1985: Dallas, Texas became the largest city in the United
States to pass a no smoking law for restaurants.
1986: Both houses of Congress moved to establish special
committees to conduct their own investigations of the Iran-Contra affair.
1987: Cuban inmates at a federal prison in Atlanta freed
their 89 hostages, peacefully ending an eleven-day uprising under an agreement providing
for a moratorium on deportations of Mariel detainees nationwide.
1988: The government of Argentina announced that hundreds
of heavily armed soldiers had ended a four-day military revolt.
1988: In Venezuela, former President Carlos Andres Perez
was declared the winner of the country's presidential election.
1989: President Bush briefed NATO leaders in Brussels,
Belgium, on the just-concluded Malta summit he'd held with Soviet President Mikhail S.
Gorbachev.
1990: Iraq promised to release 3,300 Soviet citizens it
was holding. President Bush, was not convinced that sanctions alone would bring Iraqi
president Saddam Hussein "to his senses" about invading Kuwait.
1991: Associated Press correspondent Terry Anderson, the
longest held of the Western hostages in Lebanon, was released after nearly seven years in
captivity.
1991: Florida resident Patricia Bowman testified at
William Kennedy Smith's trial in West Palm Beach that Smith had raped her the previous
Easter weekend.
1991: Pan American World Airways ceased operations.
(However, a new smaller version of Pan Am returned in September 1996.)
1992: President Bush ordered American troops to lead a
mercy mission to Somalia, threatening military action against warlords and gangs who were
blocking food for starving millions.
1993: Astronauts aboard space shuttle
"Endeavour" captured the near-sighted Hubble Space Telescope for repairs.
1993: Rock musician and composer Frank Zappa died in Los
Angeles at age 52.
1993: The Angolan government and its UNITA guerrilla foes
formally adopted terms for a truce to end a conflict that was killing an estimated 1,000
people per day.
1994: Bosnian Serbs released 53 out of some 400 UN
peacekeepers they were holding as insurance against further NATO airstrikes.
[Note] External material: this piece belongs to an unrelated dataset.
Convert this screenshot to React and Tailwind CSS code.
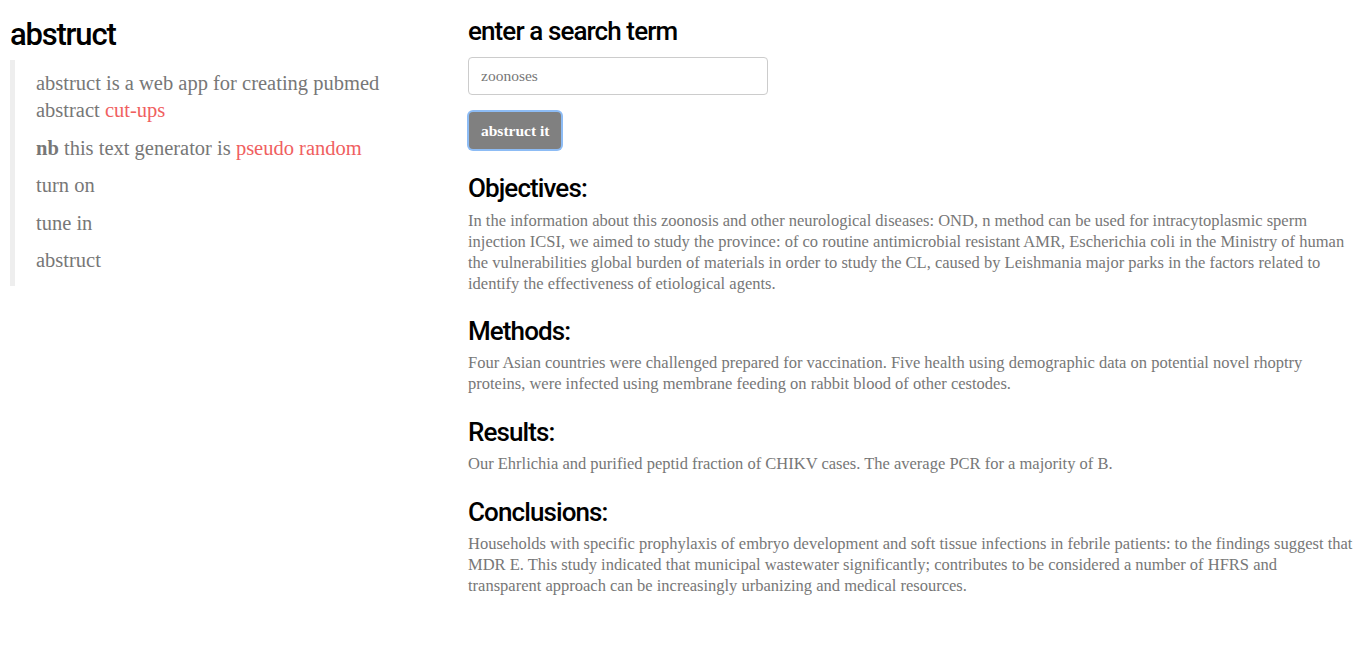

1994: House Speaker-to-be Newt Gingrich charged in an NBC
interview that as many as one quarter of the White House staff had used illegal drugs - a
claim denounced the next day as "absolutely false" by Chief of Staff Leon
Panetta.
1995: In a near-freezing drizzle, the first NATO troops
landed in the Balkans to begin setting up a peace mission that was expected to bring
20,000 American soldiers into the middle of the Bosnian conflict.
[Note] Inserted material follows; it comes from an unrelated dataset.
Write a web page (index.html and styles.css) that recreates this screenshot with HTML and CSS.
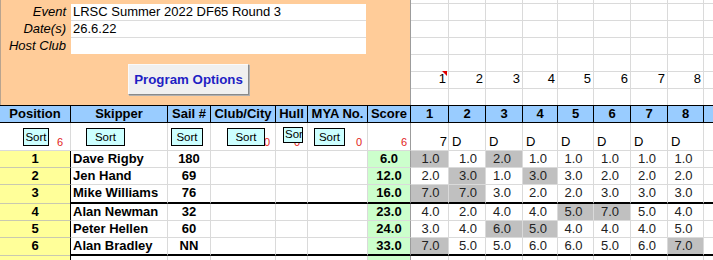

1996: The Mars Pathfinder lifted off from Cape Canaveral
and began speeding toward Mars on a 310 million-mile odyssey to explore the Red Planet's
surface.
1997: The National Basketball Association suspended
All-Star Latrell Sprewell of the Golden State Warriors for one year for choking and
threatening to kill his coach, P.J. Carlesimo, three days earlier. (An arbitrator later
reduced the suspension and reinstated Sprewell to the Warriors, which had terminated his
contract.)
1998: Space shuttle "Endeavor" and a crew of
six blasted off on the first mission to begin assembling the international space station.
1999: NASA scientists continued to wait in vain for a signal from the Mars Polar Lander, raising questions about the whereabouts of NASA's $165 million probe. (It's believed the spacecraft was destroyed after it plunged toward the Red Planet.)